This is not as inconsistent as it sounds.

When we 'see' a black hole, what we are looking at is light that left objects shortly before they fell through the event horizon. Obviously so, as once they fall through we cannot see them.

In addition, the closer the object gets to the event horizon, the longer it takes to get there, as observed by someone who keeps at a safe distance.

So for both these reasons, what we actuially see is a cloud of gas close to the event horizon, any one idenitifuable feature getting more and mor red-shifted as we continue to look, but never appearing to cross the event horizon from our point of view safely on the outside. I am told (maybe someone here will confirm or correct me) that in French an alternative name for a black hole is a 'stuck star', as it looks like a start that started to collapse but then got stuck in the process.

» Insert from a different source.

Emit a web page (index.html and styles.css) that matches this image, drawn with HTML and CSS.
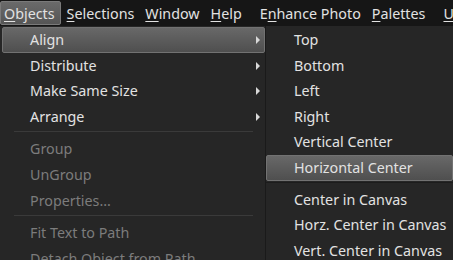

The outcome of all this is that it is very hard to tell the difference between the incredibly dense layer of accreting matter just outside the event horizon (as predicted by General Relativity) and the incredibly dense layer of accreted matter justy outside where the event horizon would be if we were allowed to have one (as predicted by some versions of quantum gravity). What we have seen so far is totally consistent with either explanation.

Would we even bother to change the name?

When Hawking showed that quantum effect let them shine a lttle after all we still went on calling them 'black'. If it does turn out that they are not holes either, I guess that would not mean we'd change the name, we'd just end up with a catchy name that is doubly inaccurate. Not black and not a hole either...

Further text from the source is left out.